Accelerating Protein Docking Calculations Using Graphics Processors
In this framework, we have recently adapted the Hex protein docking software to use modern graphics processors (GPUs) to carry out the expensive FFT part of a docking calculation. Compared to using a single conventional central processor (CPU), a high-end GPU gives a speed-up of 45 or more. Furthermore, the Hex code has been re-written to use multi-threading techniques in order to distribute the calculation over as many GPUs and CPUs as are available. Thus, a calculation which formerly took many minutes or several hours can now be performed in a matter of seconds on a modern desk-top computer. This advance will facilitate future docking-based studies of large-scale protein interaction networks and building multi-protein systems. We will present this work as a poster entitled “Fast FFT Protein-Protein Docking on Graphics Processors” at the 4th CAPRI Evaluation Meeting in Barcelona in December 2009.

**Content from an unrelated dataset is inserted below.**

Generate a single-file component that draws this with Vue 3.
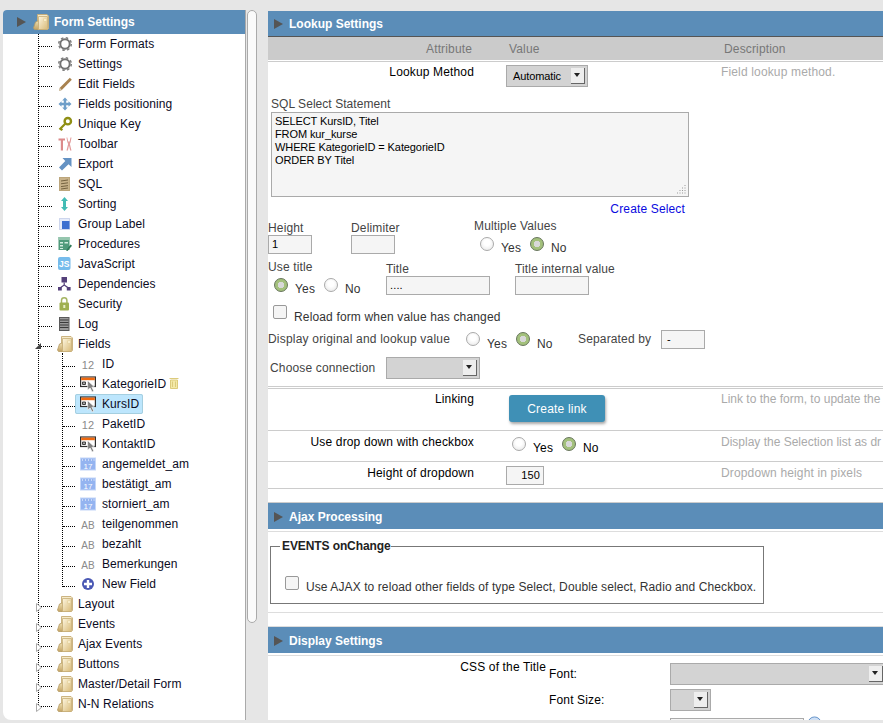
<script setup>
const formItems = [
  ['Form Formats', 'gear'], ['Settings', 'gear'], ['Edit Fields', 'pencil'], ['Fields positioning', 'move'],
  ['Unique Key', 'key'], ['Toolbar', 'tools'], ['Export', 'export'], ['SQL', 'sql'], ['Sorting', 'sort'],
  ['Group Label', 'group'], ['Procedures', 'proc'], ['JavaScript', 'js'], ['Dependencies', 'dep'],
  ['Security', 'lock'], ['Log', 'log']
]
const fields = [
  ['ID', 'num'], ['KategorieID', 'sel'], ['KursID', 'sel'], ['PaketID', 'num'], ['KontaktID', 'sel'],
  ['angemeldet_am', 'cal'], ['bestätigt_am', 'cal'], ['storniert_am', 'cal'], ['teilgenommen', 'ab'],
  ['bezahlt', 'ab'], ['Bemerkungen', 'ab'], ['New Field', 'plus']
]
const folders = ['Layout', 'Events', 'Ajax Events', 'Buttons', 'Master/Detail Form', 'N-N Relations']
const sql = 'SELECT KursID, Titel\nFROM kur_kurse\nWHERE KategorieID = KategorieID\nORDER BY Titel'
</script>

<template>
  <div class="page">
    <svg class="defs" width="0" height="0" aria-hidden="true">
      <defs>
        <linearGradient id="fold" x1="0" y1="0" x2="1" y2="1">
          <stop offset="0" stop-color="#fdf6e0" />
          <stop offset="1" stop-color="#d8ba78" />
        </linearGradient>
        <linearGradient id="fold2" x1="0" y1="0" x2="0" y2="1">
          <stop offset="0" stop-color="#efe0b4" />
          <stop offset="1" stop-color="#c4a464" />
        </linearGradient>
        <symbol id="i-folder" viewBox="0 0 16 16">
          <path d="M4.500 .5h9.500l1.500 1.500v12.500l-1 1H4.500z" fill="#f6ebca" stroke="#c6ad76" stroke-width=".9" />
          <path d="M.5 14l2-6 3.500-1.500V15.500H1.500z" fill="url(#fold2)" stroke="#b59c64" stroke-width=".8" />
          <path d="M5.500 2.500h9v12a1 1 0 0 1-1 1H5.500z" fill="url(#fold)" stroke="#c6ad76" stroke-width=".8" />
          <rect x="10.500" y="5" width="3" height="2" fill="#fff6d8" stroke="#dfca92" stroke-width=".5" />
        </symbol>
        <symbol id="i-gear" viewBox="0 0 16 16">
          <circle cx="8" cy="8" r="4.700" fill="none" stroke="#737373" stroke-width="2" />
          <circle cx="8" cy="8" r="6.300" fill="none" stroke="#808080" stroke-width="1.500" stroke-dasharray="2.500 2.450" />
        </symbol>
        <symbol id="i-pencil" viewBox="0 0 16 16">
          <path d="M2 15l.8-3.300L12.800 1.800l2 2L4.800 14z" fill="#a8824f" />
          <path d="M2 15l.8-3.300 2 2.300z" fill="#d9cdb5" />
        </symbol>
        <symbol id="i-move" viewBox="0 0 16 16">
          <path d="M8 1.500l2.800 3H9.200v2.300h2.300V5.200l3 2.800-3 2.800V9.200H9.200v2.300h1.600L8 14.500l-2.800-3h1.600V9.200H4.500v1.600l-3-2.800 3-2.800v1.600h2.300V4.500H5.200z" fill="#6f9fc9" />
        </symbol>
        <symbol id="i-key" viewBox="0 0 16 16">
          <circle cx="10.800" cy="5.200" r="3.200" fill="none" stroke="#8f8f14" stroke-width="2.400" />
          <path d="M8.500 7.500L2.500 13.500M3.500 12.500l1.800 1.800" stroke="#8f8f14" stroke-width="2.200" fill="none" />
        </symbol>
        <symbol id="i-tools" viewBox="0 0 16 16">
          <path d="M1.500 2.500h6.500v2H6v10H3.800v-10H1.500z" fill="#dc8a8a" />
          <path d="M9.500 1.500l.8 4.500 .8 2-1.600 6.500h1.400l1.100-5 1.100 5h1.400l-1.600-6.500.8-2 .8-4.500h-1l-.9 4h-1.400l-.9-4z" fill="#e29c9c" />
        </symbol>
        <symbol id="i-export" viewBox="0 0 16 16">
          <path d="M5.500 2H14.500v9l-3-2.800L5 14.500 2 11.500l6.300-6.500z" fill="#6492c3" />
        </symbol>
        <symbol id="i-sql" viewBox="0 0 16 16">
          <rect x="2.500" y="1.500" width="10" height="13" fill="#c8b28a" stroke="#bca67c" />
          <path d="M4 5l7-1M4 7.800l7-1M4 10.600l7-1M4 13l7-1" stroke="#756240" stroke-width="1" />
        </symbol>
        <symbol id="i-sort" viewBox="0 0 16 16">
          <path d="M7.500 1l3.500 4H9v6h2l-3.500 4L4 11h2V5H4z" fill="#43bcb5" />
        </symbol>
        <symbol id="i-group" viewBox="0 0 16 16">
          <rect x="2.500" y="2.500" width="10" height="11" fill="#e6ecfa" stroke="#a8b6de" stroke-dasharray="1 1" />
          <rect x="5" y="5" width="7.500" height="8" fill="#3b6fd0" />
        </symbol>
        <symbol id="i-proc" viewBox="0 0 16 16">
          <rect x="1.500" y="1" width="11" height="13" fill="#4f9a7b" />
          <rect x="1.500" y="1" width="11" height="3" fill="#95c6ae" />
          <path d="M3 6h3v1.500H3zM3 9h3v1.500H3zM3 12h3v1H3zM7.500 6h3.500v1.500H7.500z" fill="#d4ece0" />
          <path d="M9 14.500l4.500-6 1.500 1.300-4.500 5.200z" fill="#2f7a5a" />
        </symbol>
        <symbol id="i-js" viewBox="0 0 16 16">
          <rect x="1" y="1" width="12.500" height="13" rx="2" fill="#76bcec" />
          <text x="7.200" y="11.300" font-size="8.500" font-weight="700" text-anchor="middle" fill="#fff" font-family="Liberation Sans">JS</text>
        </symbol>
        <symbol id="i-dep" viewBox="0 0 16 16">
          <rect x="4.500" y="1" width="5.500" height="5.500" fill="#54407a" />
          <path d="M7.200 6.500v2.500M3 12L7.200 9l4.300 3" fill="none" stroke="#54407a" stroke-width="1.200" />
          <rect x="1" y="11" width="3.800" height="3.500" fill="#54407a" />
          <rect x="9.800" y="11" width="3.800" height="3.500" fill="#54407a" />
        </symbol>
        <symbol id="i-lock" viewBox="0 0 16 16">
          <path d="M4.500 7V4.500a2.700 2.700 0 0 1 5.400 0V7" fill="none" stroke="#a6b564" stroke-width="1.500" />
          <rect x="2.500" y="6.500" width="9.500" height="8" rx="1" fill="#9fb050" />
          <rect x="6.300" y="9" width="2" height="3" fill="#e9efc8" />
        </symbol>
        <symbol id="i-log" viewBox="0 0 16 16">
          <rect x="2.500" y="1.500" width="9.500" height="13" fill="#9a9a9a" stroke="#5a5a5a" />
          <path d="M3 4h8.500M3 6.500h8.500M3 9h8.500M3 11.500h8.500" stroke="#3a3a3a" stroke-width="1.100" />
        </symbol>
        <symbol id="i-num" viewBox="0 0 16 16">
          <text x="8" y="12.500" font-size="11" text-anchor="middle" fill="#8a8a8a" font-family="Liberation Sans">12</text>
        </symbol>
        <symbol id="i-ab" viewBox="0 0 16 16">
          <text x="8" y="12.500" font-size="10" text-anchor="middle" fill="#8a8a8a" font-family="Liberation Sans">AB</text>
        </symbol>
        <symbol id="i-sel" viewBox="0 0 16 16">
          <rect x=".6" y="1" width="14.800" height="9.500" fill="#fff" stroke="#2f2f2f" stroke-width="1.200" />
          <rect x="1.200" y="1.600" width="13.600" height="2.600" fill="#f0690f" />
          <path d="M2.500 6h3v2.500h-3zM4 6v2.500" fill="none" stroke="#333" stroke-width=".9" />
          <path d="M7.500 4.500l7 6.500-2.600.2 1.900 3.900-1.700.8-1.900-3.900-2.500 1.900z" fill="#808080" stroke="#fff" stroke-width=".6" />
        </symbol>
        <symbol id="i-cal" viewBox="0 0 16 16">
          <rect x=".5" y="2" width="15" height="12" fill="#94b4f0" stroke="#c4d6f8" />
          <path d="M2.500 3.500v1M5.500 3.500v1M8.500 3.500v1M11.500 3.500v1M14 3.500v1" stroke="#fff" />
          <text x="8" y="12.600" font-size="8" text-anchor="middle" fill="#fff" font-family="Liberation Sans">17</text>
        </symbol>
        <symbol id="i-plus" viewBox="0 0 16 16">
          <circle cx="8" cy="8" r="6" fill="#4a58b4" />
          <path d="M8 4v8M4 8h8" stroke="#fff" stroke-width="2.400" />
        </symbol>
      </defs>
    </svg>

    <aside class="side">
      <div class="tree-panel">
        <div class="tree-head">
          <span class="tri"></span>
          <svg class="ic top-ic"><use href="#i-folder" /></svg>
          <span>Form Settings</span>
        </div>
        <div class="tree">
          <div v-for="item in formItems" :key="item[0]" class="row">
            <span class="conn"></span>
            <span class="node">
              <svg class="ic"><use :href="'#i-' + item[1]" /></svg>{{ item[0] }}
            </span>
          </div>
          <div class="row">
            <span class="conn"><span class="exp-open"></span></span>
            <span class="node"><svg class="ic"><use href="#i-folder" /></svg>Fields</span>
          </div>
          <div class="subtree">
            <div v-for="item in fields" :key="item[0]" class="row">
              <span class="conn"></span>
              <span class="node sub" :class="{ picked: item[0] === 'KursID' }">
                <svg class="ic"><use :href="'#i-' + item[1]" /></svg>{{ item[0] }}
              </span>
              <svg v-if="item[0] === 'KategorieID'" class="trash" viewBox="0 0 10 12">
                <path d="M.5 1.500h9M1.500 3h7v8.500h-7z" fill="#f3e9a8" stroke="#dccb7c" />
                <path d="M3.500 4.500v5.500M6.500 4.500v5.500" stroke="#dccb7c" />
              </svg>
            </div>
          </div>
          <div v-for="name in folders" :key="name" class="row">
            <span class="conn">
              <svg class="exp-closed" viewBox="0 0 6 9"><path d="M.5.5L5.500 4.500 .5 8.500z" fill="#fff" stroke="#aaa" /></svg>
            </span>
            <span class="node"><svg class="ic"><use href="#i-folder" /></svg>{{ name }}</span>
          </div>
        </div>
      </div>
      <div class="scroll"><div class="thumb"></div></div>
    </aside>

    <main class="main">
      <div class="sec-head first"><span class="tri"></span>Lookup Settings</div>
      <div class="thead">
        <span class="th-attr">Attribute</span>
        <span class="th-val">Value</span>
        <span class="th-desc">Description</span>
      </div>

      <section class="lookup">
        <div class="method">
          <span class="attr">Lookup Method</span>
          <span class="select sel-method">Automatic<i class="arrow"></i></span>
          <span class="desc">Field lookup method.</span>
        </div>

        <div class="sql-label">SQL Select Statement</div>
        <div class="sql-wrap">
          <textarea class="sql" readonly :value="sql"></textarea>
          <svg class="grip" viewBox="0 0 10 10">
            <path d="M8.500 1.500h1M8.500 4h1M8.500 6.500h1M8.500 9h1M6 4h1M6 6.500h1M6 9h1M3.500 6.500h1M3.500 9h1M1 9h1" stroke="#999" stroke-width="1" />
          </svg>
        </div>
        <div class="create-select"><a class="link">Create Select</a></div>

        <div class="fields-a">
          <div class="cell w83">
            <label class="lbl">Height</label>
            <span class="input w44">1</span>
          </div>
          <div class="cell w123">
            <label class="lbl">Delimiter</label>
            <span class="input w44"></span>
          </div>
          <div class="cell up">
            <label class="lbl">Multiple Values</label>
            <div class="radios ind6">
              <i class="radio"></i><span class="opt o-yes">Yes</span>
              <i class="radio on"></i><span class="opt">No</span>
            </div>
          </div>
        </div>

        <div class="fields-b">
          <div class="cell w118 up">
            <label class="lbl">Use title</label>
            <div class="radios ind6">
              <i class="radio on"></i><span class="opt o-yes">Yes</span>
              <i class="radio"></i><span class="opt">No</span>
            </div>
          </div>
          <div class="cell w129">
            <label class="lbl">Title</label>
            <span class="input w104">....</span>
          </div>
          <div class="cell">
            <label class="lbl">Title internal value</label>
            <span class="input w74"></span>
          </div>
        </div>

        <div class="reload">
          <i class="check"></i><span class="opt low">Reload form when value has changed</span>
        </div>

        <div class="display">
          <span class="dlabel">Display original and lookup value</span>
          <div class="radios">
            <i class="radio"></i><span class="opt low o-yes">Yes</span>
            <i class="radio on"></i><span class="opt low">No</span>
          </div>
          <span class="sep">Separated by</span>
          <span class="input w44 ind-dash">-</span>
        </div>

        <div class="conn-row">
          <span class="clabel">Choose connection</span>
          <span class="select sel-conn"><i class="arrow"></i></span>
        </div>
      </section>

      <div class="prop p-link">
        <span class="attr">Linking</span>
        <div class="val"><button class="btn">Create link</button></div>
        <span class="desc tight">Link to the form, to update the</span>
      </div>
      <div class="prop p-drop">
        <span class="attr">Use drop down with checkbox</span>
        <div class="val radios">
          <i class="radio"></i><span class="opt o-yes">Yes</span>
          <i class="radio on"></i><span class="opt">No</span>
        </div>
        <span class="desc tight">Display the Selection list as dr</span>
      </div>
      <div class="prop p-height">
        <span class="attr">Height of dropdown</span>
        <div class="val"><span class="input w38 right">150</span></div>
        <span class="desc">Dropdown height in pixels</span>
      </div>

      <div class="sec-head ajax"><span class="tri"></span>Ajax Processing</div>
      <div class="rule"></div>
      <div class="events-wrap">
        <fieldset class="events">
          <legend>EVENTS onChange</legend>
          <i class="check"></i><span class="opt ev-text">Use AJAX to reload other fields of type Select, Double select, Radio and Checkbox.</span>
        </fieldset>
      </div>

      <div class="sec-head disp"><span class="tri"></span>Display Settings</div>
      <div class="rule"></div>
      <div class="css-block">
        <span class="attr css-attr">CSS of the Title</span>
        <div class="css-grid">
          <span class="css-lbl">Font:</span><span class="select sel-font"><i class="arrow"></i></span>
          <span class="css-lbl lbl2">Font Size:</span><span class="select sel-size"><i class="arrow"></i></span>
          <span></span>
          <div class="color-row">
            <span class="input w134"></span>
            <svg class="wheel" viewBox="0 0 16 16"><circle cx="8" cy="8" r="7" fill="#cfe0f5" stroke="#5f8fc8" /><path d="M3 6h10M3 10h10" stroke="#5f8fc8" /></svg>
          </div>
        </div>
      </div>
    </main>
  </div>
</template>

<style scoped>
.page {
  display: flex;
  height: 723px;
  width: 883px;
  overflow: hidden;
  background: #e6e6e6;
  font: 12px/14px "Liberation Sans", Arial, sans-serif;
  color: #000;
}
.defs { position: absolute; }
i { display: inline-block; font-style: normal; }

/* left tree */
.side {
  display: flex;
  height: 710px;
  margin: 10px 0 0 3px;
  width: 255px;
  flex: none;
}
.tree-panel {
  width: 243px;
  flex: none;
  background: #fff;
  border-right: 1px solid #aaa;
  box-sizing: border-box;
  border-radius: 4px 0 0 8px;
  overflow: hidden;
}
.tree-head {
  height: 24px;
  background: #5b8db8;
  color: #fff;
  font-weight: 700;
  display: flex;
  align-items: center;
  padding-left: 14px;
}
.tri {
  width: 0;
  height: 0;
  border-left: 9px solid #555;
  border-top: 5px solid transparent;
  border-bottom: 5px solid transparent;
  margin-right: 6px;
  flex: none;
}
.tree-head .tri { margin-right: 7px; }
.top-ic { margin-right: 5px; width: 16px; height: 16px; }
.tree {
  position: relative;
  margin-left: 35px;
  padding-bottom: 6px;
  letter-spacing: .08px;
}
.tree::before {
  content: "";
  position: absolute;
  left: 0;
  top: 0;
  bottom: 13px;
  border-left: 1px dotted #000;
}
.subtree { position: relative; margin-left: 24px; }
.subtree::before {
  content: "";
  position: absolute;
  left: 0;
  top: -1px;
  bottom: 7px;
  border-left: 1px dotted #000;
}
.subtree .conn { width: 12px; }
.row {
  height: 20px;
  display: flex;
  align-items: center;
  white-space: nowrap;
  color: #0b0b1e;
}
.conn {
  position: relative;
  width: 13px;
  margin-left: 1px;
  height: 12px;
  border-bottom: 1px dotted #000;
  align-self: flex-start;
  flex: none;
}
.node {
  height: 20px;
  box-sizing: border-box;
  display: flex;
  align-items: center;
  padding: 0 4px 0 5px;
  border-radius: 2px;
}
.ic { width: 16px; height: 16px; margin-right: 5px; flex: none; }
.sub .ic { margin-right: 6px; }
.picked {
  background: #bde6fd;
  outline: 1px solid #a5cfe0;
  outline-offset: -1px;
}
.trash { width: 10px; height: 12px; margin-left: -1px; margin-top: -2px; }
.exp-closed {
  position: absolute;
  left: -3px;
  top: 9px;
  width: 6px;
  height: 9px;
}
.exp-open {
  position: absolute;
  width: 0;
  height: 0;
  left: -4px;
  top: 9px;
  border-right: 6px solid #444;
  border-top: 6px solid transparent;
}
.scroll {
  width: 12px;
  background: #e6e6e6;
  padding: 0 1px;
  box-sizing: border-box;
  flex: none;
}
.thumb {
  height: 613px;
  background: #fafafa;
  border: 1px solid #aaa;
  border-radius: 5px;
  box-sizing: border-box;
}

/* right */
.main {
  margin: 11px 0 0 10px;
  width: 615px;
  height: 709px;
  flex: none;
  overflow: hidden;
  background: #fff;
  white-space: nowrap;
  color: #222;
  letter-spacing: .15px;
}
.sec-head {
  height: 26px;
  background: #5b8db8;
  color: #fff;
  font-weight: 700;
  display: flex;
  align-items: center;
  padding-left: 6px;
  box-sizing: border-box;
  letter-spacing: 0;
}
.first { border-bottom: 1px solid #555; }
.thead {
  height: 23px;
  background: #cbcbcb;
  border-bottom: 1px solid #fff;
  box-shadow: 0 1px 0 #ccc;
  position: relative;
  display: flex;
  align-items: center;
  color: #777;
}
.th-attr { margin-left: 158px; width: 83px; }
.th-val { width: 215px; }

.attr { width: 206px; text-align: right; flex: none; color: #000; }
.desc { color: #aaa; }
.desc.tight { letter-spacing: 0; }
.lookup {
  height: 326px;
  box-sizing: border-box;
  padding-top: 4px;
  border-bottom: 1px solid #ccc;
}
.method { display: flex; height: 22px; }
.method .sel-method { margin: 0 133px 0 32px; }
.select {
  position: relative;
  display: inline-block;
  box-sizing: border-box;
  height: 22px;
  background: #d3d3d3;
  border: 1px solid #aaa;
  font-size: 11px;
  line-height: 20px;
  color: #000;
  flex: none;
  letter-spacing: -.1px;
}
.sel-method { width: 82px; padding-left: 6px; }
.arrow {
  position: absolute;
  right: 2px;
  top: 2px;
  width: 14px;
  height: 16px;
  background: #eee;
  border-right: 1px solid #666;
  border-bottom: 1px solid #666;
  box-sizing: border-box;
}
.arrow::after {
  content: "";
  position: absolute;
  left: 3px;
  top: 5px;
  border-top: 4px solid #222;
  border-left: 3.5px solid transparent;
  border-right: 3.5px solid transparent;
}
.sql-label { margin: 10px 0 1px 3px; color: #444; letter-spacing: .05px; }
.sql-wrap { position: relative; width: 418px; margin-left: 3px; height: 85px; }
.sql {
  display: block;
  width: 418px;
  height: 85px;
  box-sizing: border-box;
  padding: 2px 3px;
  background: #f5f5f5;
  border: 1px solid #aaa;
  font: 11px/13px "Liberation Sans", Arial, sans-serif;
  letter-spacing: -.1px;
  color: #000;
  outline: none;
  resize: none;
}
.grip { position: absolute; right: 3px; bottom: 3px; width: 10px; height: 10px; }
.create-select { width: 417px; text-align: right; margin-top: 5px; height: 14px; }
.link { color: #0a0ae0; }
.fields-a { display: flex; margin-top: 3px; height: 38px; color: #444; }
.fields-b { display: flex; height: 38px; color: #444; margin-top: 3px; }
.cell { flex: none; padding-top: 2px; }
.cell.up { padding-top: 0; }
.w83 { width: 83px; }
.w123 { width: 123px; }
.w118 { width: 118px; }
.w129 { width: 129px; }
.lbl { display: block; }
.input {
  display: block;
  box-sizing: border-box;
  height: 19px;
  background: #f5f5f5;
  border: 1px solid #aaa;
  font-size: 11px;
  line-height: 17px;
  padding: 0 3px;
  color: #000;
  flex: none;
}
.ind-dash { padding-left: 5px; }
.w44 { width: 44px; }
.w38 { width: 38px; }
.w74 { width: 74px; }
.w104 { width: 104px; }
.w134 { width: 134px; }
.right { text-align: right; }
.radios { display: flex; align-items: flex-start; margin-top: 4px; }
.ind6 { padding-left: 6px; }
.radio {
  width: 14px;
  height: 14px;
  box-sizing: border-box;
  border-radius: 50%;
  border: 1px solid #aaa;
  background: radial-gradient(circle at 50% 40%, #fff 0 30%, #e4e4e4 100%);
  flex: none;
}
.radio.on {
  border-color: #66755a;
  background: radial-gradient(circle, #d8d8d8 0 3px, #a3c07c 3.5px);
}
.opt { margin: 4px 0 0 7px; color: #333; }
.opt.low { margin-top: 5px; }
.radios .opt { flex: none; }
.o-yes { width: 29px; }
.reload { display: flex; margin: 7px 0 0 5px; height: 18px; align-items: flex-start; }
.check {
  width: 14px;
  height: 14px;
  box-sizing: border-box;
  border: 1px solid #999;
  border-radius: 2px;
  background: #f5f5f5;
  flex: none;
}
.display { display: flex; align-items: flex-start; margin-top: 7px; height: 19px; color: #444; }
.dlabel { width: 198px; margin-top: 2px; flex: none; letter-spacing: .2px; }
.display .radios { margin-top: 2px; width: 112px; }
.sep { width: 83px; margin-top: 2px; flex: none; }
.conn-row { display: flex; align-items: center; margin: 8px 0 0 2px; color: #444; }
.clabel { width: 116px; flex: none; }
.sel-conn { width: 94px; }

.prop { display: flex; border-bottom: 1px solid #ccc; box-sizing: border-box; }
.prop .attr { padding-top: 4px; }
.prop .val { width: 215px; margin-left: 32px; flex: none; }
.prop .desc { padding-top: 4px; }
.p-link { height: 43px; border-top: 1px solid #ccc; margin-top: 1px; }
.p-drop { height: 31px; }
.p-height { height: 27px; }
.p-link .attr, .p-link .desc { padding-top: 3px; }
.p-link .val { padding: 6px 0 0 3px; width: 212px; box-sizing: content-box; }
.btn {
  display: block;
  width: 96px;
  height: 27px;
  border: 0;
  border-radius: 3px;
  background: #3f90b6;
  color: #fff;
  font: 12px "Liberation Sans", Arial, sans-serif;
  letter-spacing: .2px;
  box-shadow: 1px 2px 3px rgba(0, 0, 0, .35);
}
.prop.p-drop .val { margin-top: 6px; padding-left: 6px; width: 209px; box-sizing: content-box; }
.p-drop .opt { color: #000; }
.p-height .val { padding-top: 4px; }
.ajax { margin-top: 14px; box-shadow: 0 -1px 0 #ccc; padding-top: 1px; }
.rule { height: 1px; background: #ddd; margin-top: 2px; }
.events-wrap {
  height: 81px;
  box-sizing: border-box;
  border-bottom: 1px solid #ddd;
  padding: 7px 0 0 2px;
}
.events {
  width: 494px;
  height: 65px;
  box-sizing: border-box;
  margin: 0;
  padding: 23px 0 0 14px;
  border: 1px solid #777;
  display: flex;
  align-items: flex-start;
}
.events legend {
  font-weight: 700;
  margin-left: -5px;
  padding: 0 0 0 2px;
  color: #222;
  letter-spacing: -.1px;
}
.ev-text { letter-spacing: .09px; }
.disp { margin-top: 14px; box-shadow: 0 -1px 0 #ddd; padding-top: 1px; }
.css-block { display: flex; padding-top: 4px; }
.css-attr { width: 278px; }
.css-grid {
  display: grid;
  grid-template-columns: 121px 1fr;
  margin: 3px 0 0 3px;
  color: #000;
}
.css-lbl { height: 22px; box-sizing: border-box; padding-top: 4px; }
.lbl2 { margin-top: 4px; }
.sel-font { width: 216px; }
.sel-size { width: 41px; margin-top: 4px; }
.color-row { display: flex; margin-top: 7px; align-items: flex-start; }
.wheel { width: 15px; height: 15px; margin: -2px 0 0 3px; }
</style>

3D-Blast: A New Approach for Protein Structure Alignment and Clustering
We have recently developed a new sequence-independent protein structre alignment approach, which we call 3D-Blast, based on the spherical polar Fourier (SPF) correlation approach used in the Hex protein docking software  . The utility of this approach has been demonstrated by clustering subsets of the CATH protein structure classification database  for each of the four main CATH fold types, and by searching the entire CATH database of some 12,000 structures using several protein structures as queries. Overall, the automatic SPF clustering approach agrees very well with the expert-curated CATH classification, and ROC-plot analyses of the database searches show that the approach has very high precision and recall. Database query times can be reduced considerably by using a simple rotationally-invariant pre-filter in tandem with a more sensitive rotational search with little or no reduction in accuracy. Hence it should soon be possible to perform on-line 3D structural searches in interactive time-scales  .
KDD-Dock: Protein Docking Using Knowledge-Based approaches
Protein docking is the difficult computational task of predicting how a pair of three-dimensional protein structures come together to form a complex. There is considerable interest in developing improved ab initio techniques which can make protein-protein docking predictions using only knowledge of their three-dimensional structures. The Hex docking program developed by Dave Ritchie is one such example. However, as structural genomics initiatives continue to populate the space of protein 3D structures, and as several on-line databases of protein interactions have recently become available, using structural database systems to perform docking by homology will become an increasingly powerful approach to predicting protein interactions. We recently used the SCOPPI  and 3DID  protein interaction databases to help make some very good predictions to two or the recent CAPRI target complexes, and we are now working to incorporate additional knowledge from other databases and to automate the overall approach. This work will be presented as a poster at the 4th CAPRI Evaluation Meeting in Barcelona in December 2009.